I know I say this a lot, but I seriously have to be one of the most fortunate people on the planet. I don’t know of anyone who has as much fun at work as I do. Some of that fun does getting involve getting gussied up and attending some fabulous events, which obviously I enjoy, but the more compelling part of my job involves learning. The only time I complain is deadline day, and who could blame me for that?
I usually learn at least one new thing every day. Just for this issue, I took a crash course in etiquette and learned about doll collecting. Had I not gone into journalism, I suspect I might have become a permanent student, if I had unlimited funds at my disposal. There’s just nothing like learning something new to put a spring in your step, and give you an edge in trivia.
I guess I decided to tackle manners because I’ve seen such an abhorrent lack of them lately, and I’m not talking about social media — although that comes with its own challenges — I’m referring to real-life occurrences. People are harried, hurried and, in many cases, no longer filter their comments for civility. And don’t get me started on fellas who wear hats inside buildings and parents who allow their children to run around restaurants like banshees on a caffeine spree.
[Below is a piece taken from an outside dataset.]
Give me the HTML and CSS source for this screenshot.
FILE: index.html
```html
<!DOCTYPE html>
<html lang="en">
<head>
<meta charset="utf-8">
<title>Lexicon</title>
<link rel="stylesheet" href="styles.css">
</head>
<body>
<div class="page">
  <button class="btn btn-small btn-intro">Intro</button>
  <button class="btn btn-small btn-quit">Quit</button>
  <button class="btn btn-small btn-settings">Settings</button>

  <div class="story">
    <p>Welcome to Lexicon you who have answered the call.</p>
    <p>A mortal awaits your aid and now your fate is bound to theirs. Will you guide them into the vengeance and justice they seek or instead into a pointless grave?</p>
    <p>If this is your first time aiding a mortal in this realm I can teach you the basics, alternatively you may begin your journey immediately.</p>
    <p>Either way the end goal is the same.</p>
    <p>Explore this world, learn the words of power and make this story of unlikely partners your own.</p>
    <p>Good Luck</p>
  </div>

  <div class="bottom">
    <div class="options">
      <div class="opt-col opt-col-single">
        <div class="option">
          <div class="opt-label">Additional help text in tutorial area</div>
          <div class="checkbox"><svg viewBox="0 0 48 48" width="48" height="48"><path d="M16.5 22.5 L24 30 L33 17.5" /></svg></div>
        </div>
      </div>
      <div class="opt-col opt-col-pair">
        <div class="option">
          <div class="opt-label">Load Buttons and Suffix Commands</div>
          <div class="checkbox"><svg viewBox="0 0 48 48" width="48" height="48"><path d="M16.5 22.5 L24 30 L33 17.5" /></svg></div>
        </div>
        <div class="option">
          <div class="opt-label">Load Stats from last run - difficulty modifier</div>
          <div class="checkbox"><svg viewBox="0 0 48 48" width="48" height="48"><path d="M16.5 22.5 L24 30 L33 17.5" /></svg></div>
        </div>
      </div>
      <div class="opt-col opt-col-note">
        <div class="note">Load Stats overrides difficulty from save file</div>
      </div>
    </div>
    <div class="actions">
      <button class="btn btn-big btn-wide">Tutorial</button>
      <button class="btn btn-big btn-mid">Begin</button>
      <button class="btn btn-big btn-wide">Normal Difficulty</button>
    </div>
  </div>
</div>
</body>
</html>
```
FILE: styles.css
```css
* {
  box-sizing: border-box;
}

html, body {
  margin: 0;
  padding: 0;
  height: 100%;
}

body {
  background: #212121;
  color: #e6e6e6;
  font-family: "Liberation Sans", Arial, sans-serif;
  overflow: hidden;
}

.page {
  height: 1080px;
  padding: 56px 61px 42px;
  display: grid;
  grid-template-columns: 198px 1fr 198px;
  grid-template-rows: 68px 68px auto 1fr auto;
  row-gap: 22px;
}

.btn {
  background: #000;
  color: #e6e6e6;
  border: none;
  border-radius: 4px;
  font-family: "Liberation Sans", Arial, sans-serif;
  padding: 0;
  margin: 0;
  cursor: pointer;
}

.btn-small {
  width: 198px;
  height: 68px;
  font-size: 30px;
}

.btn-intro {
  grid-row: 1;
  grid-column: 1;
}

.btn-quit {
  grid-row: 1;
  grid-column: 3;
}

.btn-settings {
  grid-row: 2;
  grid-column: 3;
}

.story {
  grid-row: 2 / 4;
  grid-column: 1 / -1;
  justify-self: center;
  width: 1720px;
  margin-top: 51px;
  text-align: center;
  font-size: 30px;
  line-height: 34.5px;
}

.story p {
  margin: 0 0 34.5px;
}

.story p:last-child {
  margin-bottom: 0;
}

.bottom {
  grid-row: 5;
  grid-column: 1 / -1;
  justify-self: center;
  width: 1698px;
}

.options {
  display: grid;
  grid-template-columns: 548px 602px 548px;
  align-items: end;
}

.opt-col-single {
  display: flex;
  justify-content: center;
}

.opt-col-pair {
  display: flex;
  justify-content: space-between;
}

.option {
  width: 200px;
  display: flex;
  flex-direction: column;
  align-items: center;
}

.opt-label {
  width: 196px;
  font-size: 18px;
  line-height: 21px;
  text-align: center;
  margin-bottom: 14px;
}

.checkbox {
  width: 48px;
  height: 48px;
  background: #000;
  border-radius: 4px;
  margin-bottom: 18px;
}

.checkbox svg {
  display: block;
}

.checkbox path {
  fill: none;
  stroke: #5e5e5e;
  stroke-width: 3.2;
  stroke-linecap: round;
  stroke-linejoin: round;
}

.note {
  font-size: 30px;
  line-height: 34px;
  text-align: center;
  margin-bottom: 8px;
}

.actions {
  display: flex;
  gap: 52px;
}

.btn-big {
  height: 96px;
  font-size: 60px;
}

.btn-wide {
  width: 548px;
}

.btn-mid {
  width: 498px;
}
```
As our experts state in the article, etiquette is all about putting others first and making them feel comfortable. Just remember The Golden Rule.
Playing with dolls was not my thing growing up. I didn’t enjoy baby dolls, and preferred Barbies. I used to like to dress them and make up stories about what they were doing. Lauretta “Sissy” Baumgardner Lingle, whose father was the first landscape architect on Sea Island, has been collecting and dressing dolls as long as she can remember. Her doll costumes have been commissioned by well-known doll makers and she has won awards for her designs. A member of the Glynn Academy Class of 1957, a visit with Lingle means you’ll learn about dolls, but you’ll also cover a lot of local history as well.
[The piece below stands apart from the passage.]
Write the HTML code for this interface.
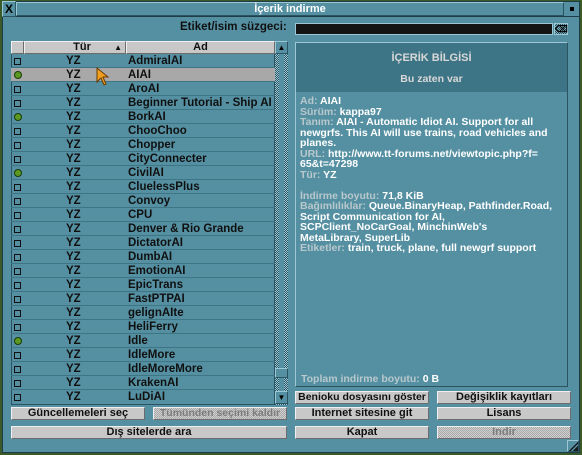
<!DOCTYPE html>
<html><head><meta charset="utf-8"><style>
*{margin:0;padding:0;box-sizing:border-box}
body{width:582px;height:455px;background:#3a5a2a;position:relative;overflow:hidden;font-family:"Liberation Sans",sans-serif;font-weight:bold;font-size:11px}
.a{position:absolute}
.win{left:2px;top:1px;width:578px;height:452px;background:#5590a2;border:1px solid #1f3d48}
.title{left:2px;top:1px;width:578px;height:16px;background:#5590a2;border:1px solid #1f3d48}
.bev{border-top:1px solid #9cc8d6;border-left:1px solid #9cc8d6;border-bottom:1px solid #2a5462;border-right:1px solid #2a5462}
.btn{background:#c8c8c8;border-top:1px solid #f0f0f0;border-left:1px solid #f0f0f0;border-bottom:1px solid #6c6c6c;border-right:1px solid #6c6c6c;text-align:center;color:#101010;line-height:11px;font-size:11px;white-space:nowrap;overflow:hidden}
.dis{background:repeating-conic-gradient(#a8a8a8 0 25%,#d0d0d0 0 50%) 0 0/2px 2px;color:#7c7c7c}
.row{left:11px;width:264px;height:14px;border-bottom:1px solid #3d7585;color:#101010;font-size:11.5px;line-height:14px}
.row .c{position:absolute;left:3px;top:4px;width:7px;height:7px;border:1px solid #101010}
.row .g{position:absolute;left:3px;top:3px;width:8px;height:8px;border-radius:50%;background:#5a9a20;border:1px solid #1c3a08}
.row .t{position:absolute;left:55px}
.row .n{position:absolute;left:117px}
.info{color:#fff;font-size:10.5px;line-height:10.5px}
.lb{color:#b8c8cc}
</style></head><body>
<div class="a win"></div>
<div class="a title"></div>
<div class="a btn" style="left:2px;top:1px;width:14px;height:16px;background:#5590a2;border-color:#9cc8d6 #2a5462 #2a5462 #9cc8d6;color:#000;font-size:12px;line-height:14px">X</div>
<div class="a" style="left:16px;top:2px;width:548px;height:14px;border:1px solid #9cc8d6;border-right-color:#2a5462;border-bottom-color:#2a5462;color:#fff;text-align:center;font-size:11px;line-height:12px">İçerik indirme</div>
<div class="a" style="left:566px;top:3px;width:12px;height:12px"><div class="a" style="left:4px;top:4px;width:4px;height:4px;background:#000"></div></div>

<div class="a" style="left:180px;top:21px;color:#101010;font-size:11.5px">Etiket/isim süzgeci:</div>
<div class="a" style="left:295px;top:23px;width:258px;height:12px;background:#141414;border:1px solid #9cc8d6"></div>
<div class="a" style="left:554px;top:23px;width:14px;height:12px;background:repeating-conic-gradient(#2a5462 0 25%,#7fb0c0 0 50%) 0 0/2px 2px;border:1px solid #9cc8d6;color:#000;font-size:9px;text-align:center;line-height:10px">⌫</div>

<div class="a" style="left:11px;top:41px;width:264px;height:364px;border:1px solid #2a5462;background:#5590a2"></div>
<div class="a btn" style="left:11px;top:41px;width:13px;height:13px"></div>
<div class="a btn" style="left:24px;top:41px;width:102px;height:13px;padding-left:14px">Tür <span style="position:absolute;right:3px;font-size:8px">▲</span></div>
<div class="a btn" style="left:126px;top:41px;width:149px;height:13px">Ad</div>
<div class="a" style="left:275px;top:41px;width:13px;height:364px;background:repeating-conic-gradient(#2a5462 0 25%,#9cc8d6 0 50%) 0 0/2px 2px"></div>
<div class="a" style="left:279px;top:54px;width:5px;height:340px;background:#5590a2"></div>
<div class="a bev" style="left:275px;top:41px;width:13px;height:13px;background:#5590a2;font-size:8px;text-align:center;line-height:11px;color:#000">▲</div>
<div class="a bev" style="left:275px;top:368px;width:13px;height:10px;background:#5590a2"></div>
<div class="a bev" style="left:275px;top:391px;width:13px;height:13px;background:#5590a2;font-size:8px;text-align:center;line-height:11px;color:#000">▼</div>

<div class="a row" style="top:54px"><i class="c"></i><span class="t">YZ</span><span class="n">AdmiralAI</span></div>
<div class="a row" style="top:68px;background:#a8a8a8"><i class="g"></i><span class="t">YZ</span><span class="n">AIAI</span></div>
<div class="a row" style="top:82px"><i class="c"></i><span class="t">YZ</span><span class="n">AroAI</span></div>
<div class="a row" style="top:96px"><i class="c"></i><span class="t">YZ</span><span class="n">Beginner Tutorial - Ship AI</span></div>
<div class="a row" style="top:110px"><i class="g"></i><span class="t">YZ</span><span class="n">BorkAI</span></div>
<div class="a row" style="top:124px"><i class="c"></i><span class="t">YZ</span><span class="n">ChooChoo</span></div>
<div class="a row" style="top:138px"><i class="c"></i><span class="t">YZ</span><span class="n">Chopper</span></div>
<div class="a row" style="top:152px"><i class="c"></i><span class="t">YZ</span><span class="n">CityConnecter</span></div>
<div class="a row" style="top:166px"><i class="g"></i><span class="t">YZ</span><span class="n">CivilAI</span></div>
<div class="a row" style="top:180px"><i class="c"></i><span class="t">YZ</span><span class="n">CluelessPlus</span></div>
<div class="a row" style="top:194px"><i class="c"></i><span class="t">YZ</span><span class="n">Convoy</span></div>
<div class="a row" style="top:208px"><i class="c"></i><span class="t">YZ</span><span class="n">CPU</span></div>
<div class="a row" style="top:222px"><i class="c"></i><span class="t">YZ</span><span class="n">Denver &amp; Rio Grande</span></div>
<div class="a row" style="top:236px"><i class="c"></i><span class="t">YZ</span><span class="n">DictatorAI</span></div>
<div class="a row" style="top:250px"><i class="c"></i><span class="t">YZ</span><span class="n">DumbAI</span></div>
<div class="a row" style="top:264px"><i class="c"></i><span class="t">YZ</span><span class="n">EmotionAI</span></div>
<div class="a row" style="top:278px"><i class="c"></i><span class="t">YZ</span><span class="n">EpicTrans</span></div>
<div class="a row" style="top:292px"><i class="c"></i><span class="t">YZ</span><span class="n">FastPTPAI</span></div>
<div class="a row" style="top:306px"><i class="c"></i><span class="t">YZ</span><span class="n">gelignAIte</span></div>
<div class="a row" style="top:320px"><i class="c"></i><span class="t">YZ</span><span class="n">HeliFerry</span></div>
<div class="a row" style="top:334px"><i class="g"></i><span class="t">YZ</span><span class="n">Idle</span></div>
<div class="a row" style="top:348px"><i class="c"></i><span class="t">YZ</span><span class="n">IdleMore</span></div>
<div class="a row" style="top:362px"><i class="c"></i><span class="t">YZ</span><span class="n">IdleMoreMore</span></div>
<div class="a row" style="top:376px"><i class="c"></i><span class="t">YZ</span><span class="n">KrakenAI</span></div>
<div class="a row" style="top:390px;border-bottom:none"><i class="c"></i><span class="t">YZ</span><span class="n">LuDiAI</span></div>
<svg class="a" style="left:96px;top:67px" width="14" height="20"><path d="M1 1 L1 15 L5 11 L8 18 L10 17 L7 10 L12 10 Z" fill="#f0a020" stroke="#6a3a00"/></svg>

<div class="a" style="left:295px;top:42px;width:273px;height:345px;background:#5590a2;border:1px solid #9cc8d6;border-right-color:#2a5462;border-bottom-color:#2a5462"></div>
<div class="a" style="left:296px;top:43px;width:271px;height:49px;background:#3e7586"></div>
<div class="a" style="left:296px;top:52px;width:271px;text-align:center;color:#d8d8d8;font-size:11px">İÇERİK BİLGİSİ</div>
<div class="a" style="left:296px;top:73px;width:271px;text-align:center;color:#d8d8d8;font-size:10.5px">Bu zaten var</div>
<div class="a info" style="left:300px;top:96px;width:262px">
<span class="lb">Ad:</span> AIAI<br><span class="lb">Sürüm:</span> kappa97<br><span class="lb">Tanım:</span> AIAI - Automatic Idiot AI. Support for all newgrfs. This AI will use trains, road vehicles and planes.<br><span class="lb">URL:</span> http://www.tt-forums.net/viewtopic.php?f=<br>65&amp;t=47298<br><span class="lb">Tür:</span> YZ<br><br><span class="lb">İndirme boyutu:</span> 71,8 KiB<br><span class="lb">Bağımlılıklar:</span> Queue.BinaryHeap, Pathfinder.Road, Script Communication for AI,<br>SCPClient_NoCarGoal, MinchinWeb's<br>MetaLibrary, SuperLib<br><span class="lb">Etiketler:</span> train, truck, plane, full newgrf support</div>
<div class="a info" style="left:301px;top:374px"><span class="lb">Toplam indirme boyutu:</span> 0 B</div>

<div class="a btn" style="left:295px;top:391px;width:134px;height:13px;font-size:10.5px">Benioku dosyasını göster</div>
<div class="a btn" style="left:437px;top:391px;width:134px;height:13px">Değişiklik kayıtları</div>
<div class="a btn" style="left:11px;top:407px;width:134px;height:13px">Güncellemeleri seç</div>
<div class="a btn dis" style="left:153px;top:407px;width:134px;height:13px;font-size:10.5px">Tümünden seçimi kaldır</div>
<div class="a btn" style="left:295px;top:407px;width:134px;height:13px">İnternet sitesine git</div>
<div class="a btn" style="left:437px;top:407px;width:134px;height:13px">Lisans</div>
<div class="a btn" style="left:11px;top:426px;width:276px;height:13px">Dış sitelerde ara</div>
<div class="a btn" style="left:295px;top:426px;width:134px;height:13px">Kapat</div>
<div class="a btn dis" style="left:437px;top:426px;width:134px;height:13px">İndir</div>
<div class="a" style="left:567px;top:440px;width:12px;height:12px;border:1px solid #9cc8d6;border-right-color:#2a5462;border-bottom-color:#2a5462;background:linear-gradient(135deg,transparent 55%,#1a1a1a 55%,#1a1a1a 65%,transparent 65%,transparent 75%,#1a1a1a 75%)"></div>
</body></html>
This past weekend offered another learning experience. The fifth annual Jewish Food & Culture Festival, hosted by Temple Beth Tefilloh, was held in Brunswick. Every year I attend I learn something new about the culture, food or music and I meet a ton of interesting people. It’s one of my favorite events, and based on this year’s crowd, I’m not the only one who feels that way.
We also visited Bites & Bands, the newest iteration of the St. Simons Food + Spirits Festival, and made a stop by the Friends of Fort Frederica Charter Member Reception.
Our friends at Golden Isles Arts & Humanities have several events on tap, including the Driftwood Bistro Bash to benefit the Golden Isles Penguin Project. If you haven’t been to a Penguin Project production, I highly recommend it. Designed for young people 10-25, the actors, all of whom have disabilities of some sort, put together a Broadway-style production each summer. The Bistro Bash will help cover costs of the production. Also coming up is the last Cinema Gourmet of the season with the cult classic “The Princess Bride” as the film. If, like me, it would be absolutely “inconceivable” for you to ever get enough of this film, make your reservations today. Details for both events are in this issue.
On the remainder of our pages, you’ll see lots of people you know doing the things they love. In the meantime, embrace the pleasant temperatures, try to avoid the pollen, and enjoy the issue!